On the first morning of the conference we were all set up in one of the medium-sized rooms, wondering if this was a good idea after all. Would anyone turn up? If they did, would they be willing and active participants? The only pre-determined content was a list of five topics – one for each table:
- How could we enhance the value of collaboration between academia, industry and the public sector in delivering impact from data science research? Host: Idris Eckley
- How could we encourage greater diversity among those attracted to careers in data science? Host: Rowena Bailey
- How can we ensure that data science projects are ethically sound and accepted by the public? Host: Peter Fullerton
- What are the factors underpinning the successful delivery of a data science research project? Host: Owen Abbott
- What are the new horizons for data science – where could there be greatest impact? Host: Guy Nason
I needn’t have worried. For one of the first sessions of the Conference, we had a good turn-out of over 40 people, including the esteemed outgoing RSS Chair David Spiegelhalter. Tom Smith and I described the process, each host introduced the topic to be discussed at their table and off we went. In the 80-minute time slot we had three table “rotations”. Everyone was keen to join in with the discussions and try out different topics. We ended up with copious notes. Each host highlighted some of the main points from the discussions at their table and Tom Smith concluded the session. In haste, I offered to attempt a write-up of proceedings. This is it.
It is difficult to capture the extent and depth of the three discussions at each table. The feedback from participants was positive: they valued the opportunity to hear a range of views from different perspectives, found the format an excellent way of stimulating discussion, and liked the interactive nature of the session. Here is a summary of the main points that arose at each of the five tables.
How could we enhance the value of collaboration between academia, industry and the public sector in delivering impact from data science research?

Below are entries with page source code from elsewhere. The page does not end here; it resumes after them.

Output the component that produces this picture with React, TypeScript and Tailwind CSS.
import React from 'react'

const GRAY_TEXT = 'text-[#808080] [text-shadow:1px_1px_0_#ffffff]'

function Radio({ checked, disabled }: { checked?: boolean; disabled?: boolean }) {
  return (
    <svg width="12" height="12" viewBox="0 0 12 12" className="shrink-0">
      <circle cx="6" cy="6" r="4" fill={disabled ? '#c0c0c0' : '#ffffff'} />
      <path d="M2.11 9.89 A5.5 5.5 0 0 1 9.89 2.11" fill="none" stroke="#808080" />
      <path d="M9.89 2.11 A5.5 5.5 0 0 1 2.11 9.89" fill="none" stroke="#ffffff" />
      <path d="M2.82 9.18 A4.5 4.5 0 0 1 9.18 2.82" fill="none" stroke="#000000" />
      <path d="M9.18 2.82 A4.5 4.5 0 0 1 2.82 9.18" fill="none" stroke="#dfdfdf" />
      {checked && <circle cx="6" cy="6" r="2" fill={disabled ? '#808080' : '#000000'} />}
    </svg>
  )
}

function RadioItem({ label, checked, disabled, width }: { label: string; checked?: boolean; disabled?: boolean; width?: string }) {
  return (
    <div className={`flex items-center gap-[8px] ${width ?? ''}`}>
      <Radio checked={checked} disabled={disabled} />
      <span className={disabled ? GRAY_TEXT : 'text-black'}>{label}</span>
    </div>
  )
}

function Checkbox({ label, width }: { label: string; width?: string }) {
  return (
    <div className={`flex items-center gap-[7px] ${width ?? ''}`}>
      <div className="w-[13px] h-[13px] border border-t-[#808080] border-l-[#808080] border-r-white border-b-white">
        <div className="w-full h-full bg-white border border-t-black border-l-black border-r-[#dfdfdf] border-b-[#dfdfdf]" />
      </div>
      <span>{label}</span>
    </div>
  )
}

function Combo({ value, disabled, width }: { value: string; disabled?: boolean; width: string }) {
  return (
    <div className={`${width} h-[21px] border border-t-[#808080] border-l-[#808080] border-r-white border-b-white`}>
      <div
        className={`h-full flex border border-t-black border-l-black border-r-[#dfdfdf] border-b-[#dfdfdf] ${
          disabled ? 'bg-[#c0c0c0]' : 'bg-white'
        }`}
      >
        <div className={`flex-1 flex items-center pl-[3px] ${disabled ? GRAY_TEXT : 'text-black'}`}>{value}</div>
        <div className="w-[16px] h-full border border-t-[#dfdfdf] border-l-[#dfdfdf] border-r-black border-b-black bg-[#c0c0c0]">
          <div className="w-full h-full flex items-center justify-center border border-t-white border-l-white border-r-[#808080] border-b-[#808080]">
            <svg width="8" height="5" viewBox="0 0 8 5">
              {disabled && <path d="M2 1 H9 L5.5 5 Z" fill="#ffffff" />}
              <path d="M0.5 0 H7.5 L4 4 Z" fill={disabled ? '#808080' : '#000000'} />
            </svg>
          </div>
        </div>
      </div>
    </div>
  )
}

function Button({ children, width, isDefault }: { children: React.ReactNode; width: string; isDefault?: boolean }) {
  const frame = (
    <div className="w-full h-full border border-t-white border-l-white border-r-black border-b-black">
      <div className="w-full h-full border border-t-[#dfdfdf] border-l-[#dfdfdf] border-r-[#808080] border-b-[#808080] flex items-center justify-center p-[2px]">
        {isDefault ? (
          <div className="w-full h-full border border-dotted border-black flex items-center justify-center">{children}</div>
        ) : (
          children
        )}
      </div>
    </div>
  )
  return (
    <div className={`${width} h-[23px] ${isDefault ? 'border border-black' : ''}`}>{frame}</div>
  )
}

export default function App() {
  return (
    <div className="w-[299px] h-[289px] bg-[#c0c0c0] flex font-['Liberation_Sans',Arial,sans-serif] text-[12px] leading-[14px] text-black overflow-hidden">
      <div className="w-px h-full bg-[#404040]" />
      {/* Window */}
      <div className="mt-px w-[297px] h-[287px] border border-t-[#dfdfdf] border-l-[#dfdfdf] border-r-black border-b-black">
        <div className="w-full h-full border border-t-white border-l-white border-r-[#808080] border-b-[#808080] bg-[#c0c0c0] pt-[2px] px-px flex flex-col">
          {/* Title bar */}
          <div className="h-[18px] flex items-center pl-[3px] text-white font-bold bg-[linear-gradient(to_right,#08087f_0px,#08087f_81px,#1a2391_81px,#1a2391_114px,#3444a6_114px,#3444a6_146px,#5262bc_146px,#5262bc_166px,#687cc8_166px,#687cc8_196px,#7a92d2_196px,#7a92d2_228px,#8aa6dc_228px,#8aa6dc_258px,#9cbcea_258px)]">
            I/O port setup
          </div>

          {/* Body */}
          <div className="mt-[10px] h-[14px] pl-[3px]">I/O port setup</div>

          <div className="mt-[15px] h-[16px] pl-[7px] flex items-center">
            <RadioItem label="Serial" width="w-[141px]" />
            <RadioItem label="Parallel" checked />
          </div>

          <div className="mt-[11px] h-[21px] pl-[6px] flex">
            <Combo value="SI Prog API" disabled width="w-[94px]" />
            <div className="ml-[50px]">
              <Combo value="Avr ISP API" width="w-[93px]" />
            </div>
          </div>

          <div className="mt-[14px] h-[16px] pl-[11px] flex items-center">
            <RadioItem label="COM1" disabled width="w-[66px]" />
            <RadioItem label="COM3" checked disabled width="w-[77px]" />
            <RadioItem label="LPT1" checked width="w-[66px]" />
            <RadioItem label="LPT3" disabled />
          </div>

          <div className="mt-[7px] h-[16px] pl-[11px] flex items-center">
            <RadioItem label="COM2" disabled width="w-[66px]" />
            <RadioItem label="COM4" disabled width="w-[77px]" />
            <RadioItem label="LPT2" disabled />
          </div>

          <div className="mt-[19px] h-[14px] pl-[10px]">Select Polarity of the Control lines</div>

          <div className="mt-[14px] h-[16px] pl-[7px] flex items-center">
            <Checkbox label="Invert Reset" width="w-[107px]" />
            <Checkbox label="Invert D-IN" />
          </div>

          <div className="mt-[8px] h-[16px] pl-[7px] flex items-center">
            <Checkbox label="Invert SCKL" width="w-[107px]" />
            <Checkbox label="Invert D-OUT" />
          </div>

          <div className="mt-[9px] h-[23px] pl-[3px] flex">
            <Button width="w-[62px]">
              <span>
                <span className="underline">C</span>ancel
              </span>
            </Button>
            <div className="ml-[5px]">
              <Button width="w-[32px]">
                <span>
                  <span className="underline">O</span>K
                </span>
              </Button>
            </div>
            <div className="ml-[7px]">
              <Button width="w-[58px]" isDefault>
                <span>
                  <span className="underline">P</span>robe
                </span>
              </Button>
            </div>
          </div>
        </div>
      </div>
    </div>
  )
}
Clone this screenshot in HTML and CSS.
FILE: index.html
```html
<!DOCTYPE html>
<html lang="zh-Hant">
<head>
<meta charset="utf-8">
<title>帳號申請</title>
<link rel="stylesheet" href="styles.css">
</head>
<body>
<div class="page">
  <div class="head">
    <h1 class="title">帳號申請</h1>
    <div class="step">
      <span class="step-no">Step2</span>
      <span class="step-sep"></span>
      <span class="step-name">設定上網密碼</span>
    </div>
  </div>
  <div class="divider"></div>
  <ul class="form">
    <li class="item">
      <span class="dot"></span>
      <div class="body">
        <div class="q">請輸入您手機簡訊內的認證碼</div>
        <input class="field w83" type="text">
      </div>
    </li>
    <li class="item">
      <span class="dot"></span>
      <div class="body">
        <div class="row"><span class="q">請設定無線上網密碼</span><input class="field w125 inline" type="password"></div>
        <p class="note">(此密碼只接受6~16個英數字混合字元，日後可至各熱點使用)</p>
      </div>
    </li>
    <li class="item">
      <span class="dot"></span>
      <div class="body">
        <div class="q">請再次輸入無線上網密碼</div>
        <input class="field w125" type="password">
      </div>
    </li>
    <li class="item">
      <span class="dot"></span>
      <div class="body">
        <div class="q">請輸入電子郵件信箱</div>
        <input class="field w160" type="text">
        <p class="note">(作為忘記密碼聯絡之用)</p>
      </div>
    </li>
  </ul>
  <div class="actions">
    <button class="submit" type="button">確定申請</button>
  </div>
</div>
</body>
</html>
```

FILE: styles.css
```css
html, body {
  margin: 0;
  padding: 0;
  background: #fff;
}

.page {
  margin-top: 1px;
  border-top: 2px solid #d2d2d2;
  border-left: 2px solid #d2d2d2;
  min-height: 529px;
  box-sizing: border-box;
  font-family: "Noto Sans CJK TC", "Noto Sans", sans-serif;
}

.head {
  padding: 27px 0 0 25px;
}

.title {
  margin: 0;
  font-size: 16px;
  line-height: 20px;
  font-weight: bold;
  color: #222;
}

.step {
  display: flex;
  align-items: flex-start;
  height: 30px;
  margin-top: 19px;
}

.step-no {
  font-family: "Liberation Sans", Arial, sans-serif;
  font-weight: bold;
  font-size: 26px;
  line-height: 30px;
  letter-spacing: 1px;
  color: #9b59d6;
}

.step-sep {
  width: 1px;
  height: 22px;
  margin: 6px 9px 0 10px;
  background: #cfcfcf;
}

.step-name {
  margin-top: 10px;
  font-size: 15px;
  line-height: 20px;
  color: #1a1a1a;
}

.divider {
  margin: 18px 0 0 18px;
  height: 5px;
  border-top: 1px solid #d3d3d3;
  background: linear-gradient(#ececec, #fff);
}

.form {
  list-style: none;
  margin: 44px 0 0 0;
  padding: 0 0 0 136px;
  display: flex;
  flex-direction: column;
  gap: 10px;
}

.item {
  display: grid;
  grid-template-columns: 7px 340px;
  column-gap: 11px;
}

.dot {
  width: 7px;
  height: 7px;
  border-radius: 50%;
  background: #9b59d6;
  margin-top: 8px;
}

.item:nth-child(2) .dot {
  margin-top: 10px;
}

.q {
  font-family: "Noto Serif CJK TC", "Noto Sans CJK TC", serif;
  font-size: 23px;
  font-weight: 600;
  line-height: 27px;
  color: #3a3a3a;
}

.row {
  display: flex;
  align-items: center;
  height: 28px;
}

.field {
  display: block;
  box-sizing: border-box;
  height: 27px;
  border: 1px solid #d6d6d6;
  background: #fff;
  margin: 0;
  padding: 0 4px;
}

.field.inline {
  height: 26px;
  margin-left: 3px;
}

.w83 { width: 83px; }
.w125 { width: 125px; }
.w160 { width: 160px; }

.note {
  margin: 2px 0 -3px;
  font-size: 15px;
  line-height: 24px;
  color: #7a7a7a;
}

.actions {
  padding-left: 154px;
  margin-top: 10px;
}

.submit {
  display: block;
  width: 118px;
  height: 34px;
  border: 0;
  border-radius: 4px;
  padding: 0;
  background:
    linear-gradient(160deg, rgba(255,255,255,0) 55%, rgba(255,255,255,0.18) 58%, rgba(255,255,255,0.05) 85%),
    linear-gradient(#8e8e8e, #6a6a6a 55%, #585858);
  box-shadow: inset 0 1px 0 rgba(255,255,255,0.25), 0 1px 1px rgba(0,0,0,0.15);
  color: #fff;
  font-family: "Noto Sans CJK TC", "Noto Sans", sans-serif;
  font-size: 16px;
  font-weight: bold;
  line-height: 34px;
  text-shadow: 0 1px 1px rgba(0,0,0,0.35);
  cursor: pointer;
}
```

At this table, the conversations covered partnerships between academia, industry and the public sector and considered the challenges that need addressing to get cross-sector collaborations to be most effective. There are challenges to building relationships – some individuals have a greater aptitude and/or preference for partnership working than others. Different cultures and communication styles – such as technical versus non-technical – could present obstacles too. The discussions identified a need for more development to enhance the value of collaborative working. Intellectual property remains an issue and, despite the legal gateways that exist, many are still wary of sharing data.

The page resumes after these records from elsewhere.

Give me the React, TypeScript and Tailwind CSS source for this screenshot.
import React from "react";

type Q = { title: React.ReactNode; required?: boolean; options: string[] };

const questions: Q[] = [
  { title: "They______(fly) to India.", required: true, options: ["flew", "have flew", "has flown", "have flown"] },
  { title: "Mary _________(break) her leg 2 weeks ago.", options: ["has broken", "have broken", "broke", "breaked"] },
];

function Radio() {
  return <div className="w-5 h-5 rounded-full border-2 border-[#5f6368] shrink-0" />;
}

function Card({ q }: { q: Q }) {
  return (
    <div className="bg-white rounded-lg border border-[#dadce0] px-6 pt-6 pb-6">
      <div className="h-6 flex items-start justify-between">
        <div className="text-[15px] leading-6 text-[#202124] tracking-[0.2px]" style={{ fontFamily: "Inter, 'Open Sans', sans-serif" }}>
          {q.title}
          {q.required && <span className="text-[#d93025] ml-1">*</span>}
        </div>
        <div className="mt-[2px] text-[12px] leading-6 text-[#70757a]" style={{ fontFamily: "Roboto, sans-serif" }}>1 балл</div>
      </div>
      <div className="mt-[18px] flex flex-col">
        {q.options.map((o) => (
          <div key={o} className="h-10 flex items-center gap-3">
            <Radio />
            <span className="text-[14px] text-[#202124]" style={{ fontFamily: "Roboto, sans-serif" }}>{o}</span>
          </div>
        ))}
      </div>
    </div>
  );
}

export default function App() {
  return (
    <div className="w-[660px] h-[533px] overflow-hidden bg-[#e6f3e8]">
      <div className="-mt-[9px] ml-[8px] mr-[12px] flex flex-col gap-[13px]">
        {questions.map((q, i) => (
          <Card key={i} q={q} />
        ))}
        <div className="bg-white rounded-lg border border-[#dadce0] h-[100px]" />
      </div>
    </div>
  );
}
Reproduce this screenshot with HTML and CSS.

How could we encourage greater diversity among those attracted to careers in data science?
The discussion of this topic looked at the relative importance in the recruitment process of communication skills compared with technical skills, recognising the impact of the language used. The diversity of teams’ skills was the goal. The role of leaders in ensuring diverse teams and the value of mentoring and networks were highlighted, as was the importance of culture. Age diversity was a theme raised during the discussion: data science could be perceived as a young person’s game. “Data science” could also deter those with a more statistical background. The discussions at this table also considered neuro diversity – the importance of applying different mindsets to data science, class differences and different demographic groups.
How can we ensure that data science projects are ethically sound and accepted by the public?
The contributions at this table considered the extent of public trust in data science and statistics more widely. There were views that data literacy was lacking and needed to be fostered among users and the public more generally. The need to communicate benefits better was highlighted. The trustworthiness approach championed by Baroness Onora O’Neil, based on intelligent transparency, was referenced: what we do should be accessible, usable and understandable. There is a need to prove that the data science we do is “trustworthy”; we should not just expect public trust. There is a lack of standards and guidelines and no clear approval or other accreditation mechanisms. Could we learn from the professionalism of other industries’ use of algorithms, such as the aviation industry? It is vital to establish a clear provenance for data.
What are the factors underpinning the successful delivery of a data science research project?
The discussions on this topic explored a broad span of critical factors for delivery. The formulation of the research question or objective from the outset is important, as is allowing sufficient time to understand the data. As with all delivery projects, there needs to be:
- trust from managers
- close engagement with stakeholders and customers throughout the project
- collaboration across all areas
- good, robust ways of working
- effective internal and external communication
Other important factors suggested around the table included the right balance of skills and expertise in place. This should be balanced against value for money, building capability and knowledge, ensuring sufficient quality assurance and peer review and a culture of transparency and openness, backed by appropriate procedures. Innovative data science projects need to be flexible and agile – with a focus on impact, always having the “so what? question in mind. Failing early should be regarded as a successful outcome if there was learning as a result. Where appropriate the outcome should be future-proofed, with maintenance built-in.
What are the new horizons for data science – where could there be greatest impact?
The discussions here looked at a range of different “horizons”, including technical, hype, communications and legal. In thinking about new horizons, it was considered important to look backwards first – to see if someone has already done what you are planning. There are dangers in the hype surrounding data science, linked to a need for the honest and responsible communication of data science and statistical outputs. The participants foresaw a strengthening of legal frameworks and regulation, particularly concerning data ownership and a resultant decline in the free-for-all environment many perceived in the early days of “data science”. An important principle going forward should be a much clearer emphasis on design in data science, relevant data acquisition and the availability of a fit-for-purpose pipeline of training. There was a risk of too much energy being devoted to unnecessary high precision. To paraphrase Einstein, the precision required should be the minimum necessary, but no smaller.
In summing up the discussion, Tom Smith highlighted some important themes that had emerged across all the tables:
- data science should be a “team sport”, enhanced through collaboration
- the importance of design in data science
- the need for more and better training in data science and an understanding of its value and the risks of using data ethically and responsibly
- there are many lessons to be learned from others in how best to work on a data science project
Overall the event had illustrated the benefit of learning from others, engaging with other sectors, and learning from what has happened in the past
Would I do something like this again? Yes – I was encouraged by how well this format worked in a conference setting. Delegates welcomed the greater opportunity for active participation in discussions. Clearly, we could only scratch the surface of each subject; the topics were often covered in greater depth in the more traditional conference sessions. But I was struck by the great range of experiences from different sectors that we heard about at each table.
Lessons learned? Some more detail up front would allow delegates to think about the topics in advance. And we should really offer coffee in a knowledge café! I’m looking forward to the 2019 conference in Belfast already. We’ll be back.